Humanity’s longest migration revealed
A new study has revealed humanity’s longest migration in a multigenerational trek of over 20,000 kilometres from northern Asia to the southern-most parts of the Americas.
The study, which involved genetic analysis of more than 1500 people from almost 140 ethnic groups, shows people travelling over multiple generations from North Asia using ice bridges to reach as far south as Tierra del Fuego.
Published in the journal ‘Science’, the study found that people got to the northwestern tip of South America about 14,000 years ago.
They then split into groups with some staying in the Amazon and others moving into an area known as Dry Chaco. Some continued onto the ice fields of Southern Patagonia or the peaks and valleys of the Andes.
The researchers analysed patterns of ancestry and shared DNA sequences to show how various groups moved, adapted, and split apart as they encountered new environments during their journey.
The study involved universities across the globe and was led by Singapore’s Nanyang Technological University (NTU).
Lead author Associate Professor Kim Hie Lim, of NTU, said that as people migrated, they also encountered many environmental challenges, which they mostly overcame.
“Those migrants carried only a subset of the gene pool in their ancestral populations through their long journey. Thus, the reduced genetic diversity also caused a reduced diversity in immune-related genes, which can limit a population’s flexibility to fight various infectious diseases,” Prof Lim said.
“This could explain why some Indigenous communities were more susceptible to illnesses or diseases introduced by later immigrants, such as European colonists. Understanding how past dynamics have shaped the genetic structure of today’s current population can yield deeper insights into human genetic resilience,” he said.
The research was supported by the GenomeAsia100K consortium, a not-for-profit campaign to analyse Asian genomes as a way of advancing precision medicine and biomedical research.
The study shows that a greater diversity of human genomes is found in Asian populations, not European ones, as has long been assumed due to sampling bias in large-scale genome sequencing projects.
“Genome sequencing of 1537 individuals from 139 ethnic groups reveals the genetic characteristics of understudied populations in North Asia and South America,” the research paper says.
“Our analysis demonstrates that West Siberian ancestry, represented by the Kets and Nenets, contributed to the genetic ancestry of most Siberian populations.

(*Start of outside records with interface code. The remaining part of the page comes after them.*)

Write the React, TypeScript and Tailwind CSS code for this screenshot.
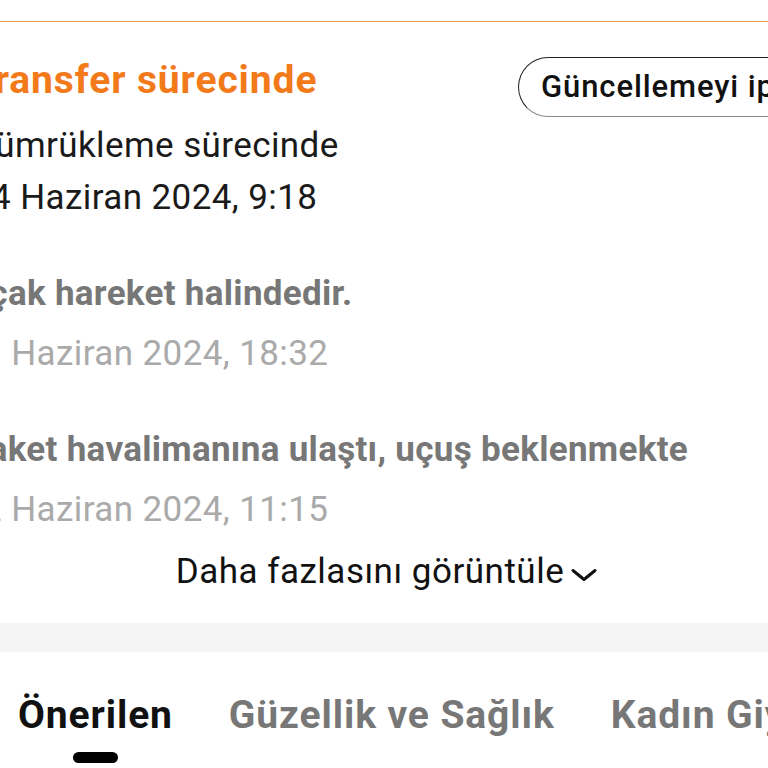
import React from 'react';

const ChevronDown: React.FC = () => (
    <svg width="28" height="14" viewBox="0 0 28 14" fill="none" stroke="currentColor" strokeWidth="3" strokeLinecap="round" strokeLinejoin="round" className="ml-[6px] mt-[6px]">
        <path d="M3 2.5l11 9 11-9" />
    </svg>
);

const events = [
    { title: 'Uçak hareket halindedir.', date: '13 Haziran 2024, 18:32' },
    { title: 'Paket havalimanına ulaştı, uçuş beklenmekte', date: '12 Haziran 2024, 11:15' },
];

const tabs = ['Önerilen', 'Güzellik ve Sağlık', 'Kadın Giyim'];

const App: React.FC = () => {
    return (
        <div className="w-[768px] h-[768px] overflow-hidden bg-white font-['Roboto',sans-serif]">
            <div className="h-[21px]" />
            <div className="h-[1px] bg-[#e59d55]" />

            {/* current status */}
            <div className="flex items-start -ml-[29px] mt-[35px] whitespace-nowrap">
                <div className="flex flex-col w-[547px] shrink-0">
                    <div className="text-[39px] leading-[46px] tracking-[0.9px] font-bold text-[#f27a1a]">Transfer sürecinde</div>
                    <div className="mt-[17px] text-[35px] leading-[52px] tracking-[0.4px] text-[#1a1a1a]">Gümrükleme sürecinde</div>
                    <div className="text-[35px] leading-[52px] tracking-[0.4px] text-[#1a1a1a]">14 Haziran 2024, 9:18</div>
                </div>
                <button className="shrink-0 h-[60px] pl-[22px] pr-[24px] rounded-full border border-[#222] border-b-[#888] text-[31px] tracking-[0.9px] font-medium text-[#111]">
                    Güncellemeyi iptal et
                </button>
            </div>

            {/* history */}
            <div className="flex flex-col mt-[46px] whitespace-nowrap">
                {events.map((ev, i) => (
                    <div key={i} className={`flex flex-col ${i === 0 ? 'mb-[36px]' : ''}`}>
                        <div className="-ml-[34px] text-[35px] leading-[48px] tracking-[0.3px] font-bold text-[#777]">{ev.title}</div>
                        <div className="-ml-[38px] text-[35px] leading-[72px] tracking-[0.4px] text-[#aaa]">{ev.date}</div>
                    </div>
                ))}
            </div>

            <div className="flex items-center justify-center h-[52px] pl-[6px] text-[35px] tracking-[0.5px] text-[#111]">
                <span>Daha fazlasını görüntüle</span>
                <ChevronDown />
            </div>

            <div className="h-[29px] bg-[#f5f5f5] mt-[25px]" />

            {/* category tabs */}
            <div className="flex gap-[56px] pl-[18px] mt-[40px] whitespace-nowrap">
                {tabs.map((t, i) => (
                    <div key={t} className="flex flex-col items-center">
                        <span className={`text-[39px] leading-[46px] tracking-[0.9px] font-bold ${i === 0 ? 'text-[#111]' : 'text-[#777]'}`}>{t}</span>
                        <div className={`mt-[14px] w-[45px] h-[11px] rounded-full ${i === 0 ? 'bg-black' : 'bg-transparent'}`} />
                    </div>
                ))}
            </div>
        </div>
    );
};

export default App;
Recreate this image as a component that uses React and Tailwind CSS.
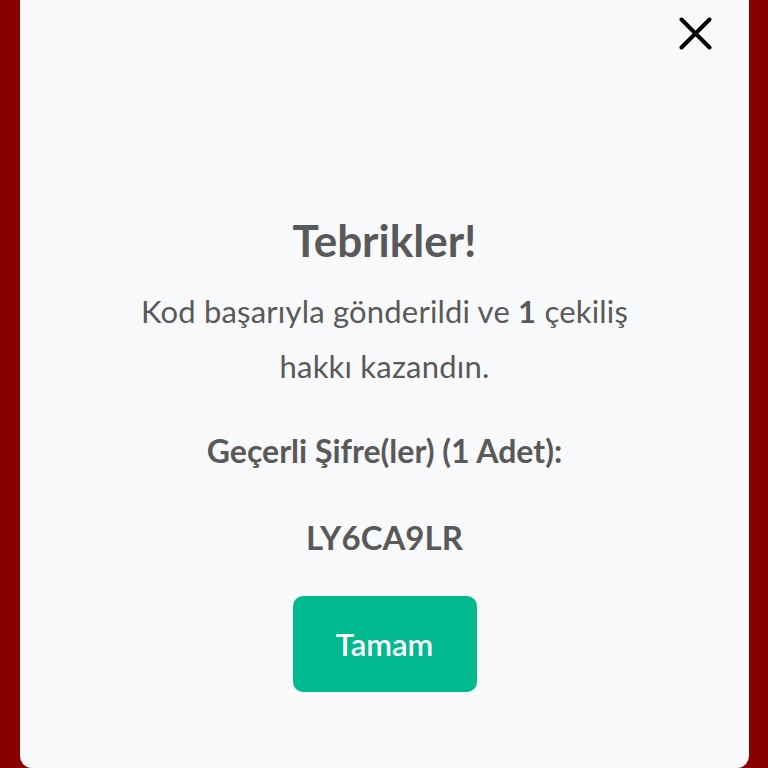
export default function App() {
  return (
    <div className="h-[768px] w-full bg-[#8a0000] flex justify-center overflow-hidden" style={{ fontFamily: "Lato, 'Noto Sans', sans-serif" }}>
      <div className="relative w-[729px] h-[768px] ml-[1px] bg-[#f8f9fb] rounded-b-xl flex flex-col items-center text-[#595959]">
        <button className="absolute left-[659px] top-[17px] text-black">
          <svg width="33" height="33" viewBox="0 0 33 33" fill="none" stroke="currentColor" strokeWidth="4" strokeLinecap="round">
            <path d="M2.5 2.5 L30.5 30.5 M30.5 2.5 L2.5 30.5" />
          </svg>
        </button>

        <h1 className="mt-[214px] text-[44px] leading-[52px] font-bold">Tebrikler!</h1>

        <p className="mt-[18px] text-center text-[31px] leading-[55px] tracking-[0.2px]">
          Kod başarıyla gönderildi ve <strong className="font-bold">1</strong> çekiliş
          <br />
          hakkı kazandın.
        </p>

        <p className="mt-[37px] text-[32px] leading-[40px] font-bold">Geçerli Şifre(ler) (1 Adet):</p>

        <p className="mt-[46px] text-[33px] leading-[40px] font-bold">LY6CA9LR</p>

        <button className="mt-[39px] w-[184px] h-[96px] rounded-[10px] bg-[#00b98e] text-white text-[31px] font-semibold">
          Tamam
        </button>
      </div>
    </div>
  );
}
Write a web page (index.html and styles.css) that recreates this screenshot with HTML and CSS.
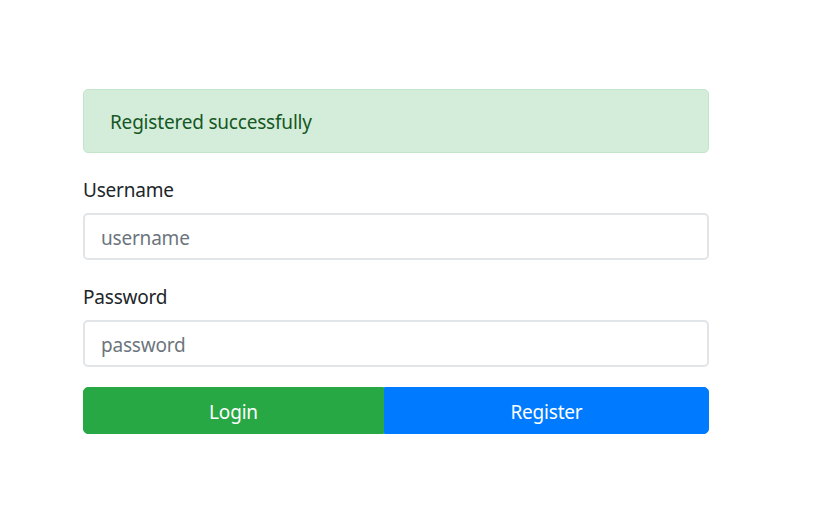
FILE: index.html
```
<!DOCTYPE html>
<html lang="en">
<head>
<meta charset="utf-8">
<title>Login</title>
<link rel="stylesheet" href="styles.css">
</head>
<body>
<main class="page">
  <form class="login-form">
    <div class="alert">Registered successfully</div>
    <div class="form-group">
      <label class="label" for="username">Username</label>
      <input class="input" id="username" type="text" placeholder="username">
    </div>
    <div class="form-group">
      <label class="label" for="password">Password</label>
      <input class="input" id="password" type="password" placeholder="password">
    </div>
    <div class="btn-group">
      <button type="button" class="btn btn-login">Login</button>
      <button type="button" class="btn btn-register">Register</button>
    </div>
  </form>
</main>
</body>
</html>
```
FILE: styles.css
```
* { box-sizing: border-box; }
html, body { margin: 0; padding: 0; background: #fff; }
body {
  font-family: "Noto Sans", "Open Sans", "Liberation Sans", sans-serif;
  font-size: 19px;
  letter-spacing: -0.2px;
  line-height: 30px;
  color: #212529;
}
.page {
  padding: 89px 0 0 83px;
}
.login-form {
  width: 626px;
}
.alert {
  background: #d4edda;
  border: 1px solid #c3e6cb;
  color: #155724;
  border-radius: 5px;
  padding: 17px 26px 0;
  height: 64px;
  margin-bottom: 20px;
}
.form-group {
  margin-bottom: 20px;
}
.label {
  display: block;
  margin-bottom: 10px;
  padding-top: 2px;
  height: 30px;
}
.input {
  display: block;
  width: 100%;
  height: 47px;
  padding: 8px 16px 6px;
  font: inherit;
  letter-spacing: inherit;
  color: #495057;
  border: 2px solid #e2e5e8;
  border-radius: 5px;
  background: #fff;
}
.input::placeholder { color: #6c757d; opacity: 1; }
.btn-group {
  display: flex;
  height: 47px;
}
.btn {
  font: inherit;
  letter-spacing: inherit;
  color: #fff;
  border: 1px solid transparent;
  padding: 2px 15px 0;
  cursor: pointer;
}
.btn-login {
  flex: 0 0 301px;
  background: #28a745;
  border-color: #28a745;
  border-radius: 5px 0 0 5px;
}
.btn-register {
  flex: 1 1 auto;
  background: #007bff;
  border-color: #007bff;
  border-radius: 0 5px 5px 0;
}
```
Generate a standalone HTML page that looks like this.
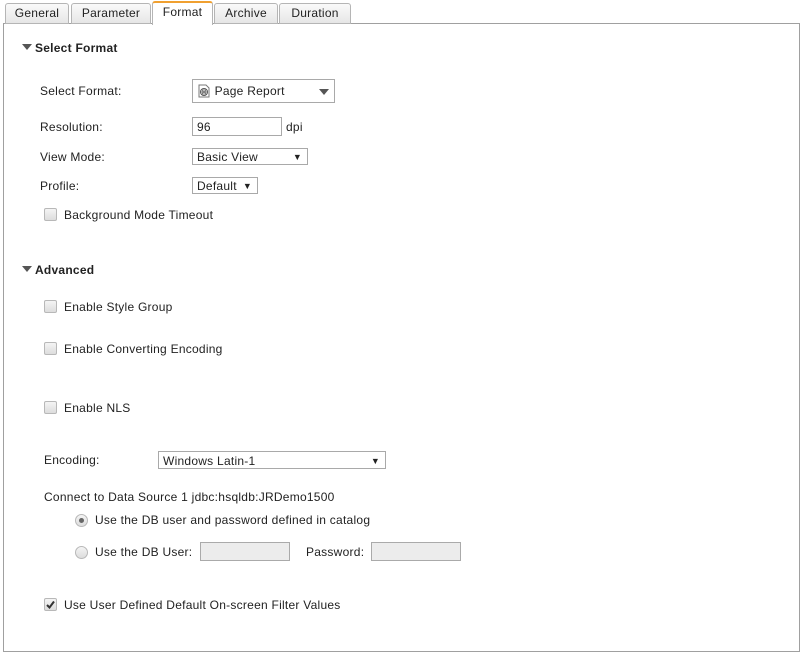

“West Beringians, including the Koryaks, Inuit, and Luoravetlans, exhibit genetic adaptation to Arctic climate, including medically relevant variants. In South America, early migrants split into four groups—Amazonians, Andeans, Chaco Amerindians, and Patagonians – 13,900 years ago.
“Their longest migration led to population decline, whereas settlement in South America’s diverse environments caused instant spatial isolation, reducing genetic and immunogenic diversity. These findings highlight how population history and environmental pressures shaped the genetic architecture of human populations across North Asia and South America,” the paper says.
Modern humans are thought to have walked out of Africa about 60,000 years ago and kept migrating until they populated every habitable part of the planet.
Scientists say how far and fast they travelled depended on climate, the pressures of population, and the invention of boats and other technologies.
Less tangible qualities, such as imagination, adaptability, and an innate curiosity about what lay over the next hill, also accelerated their progress.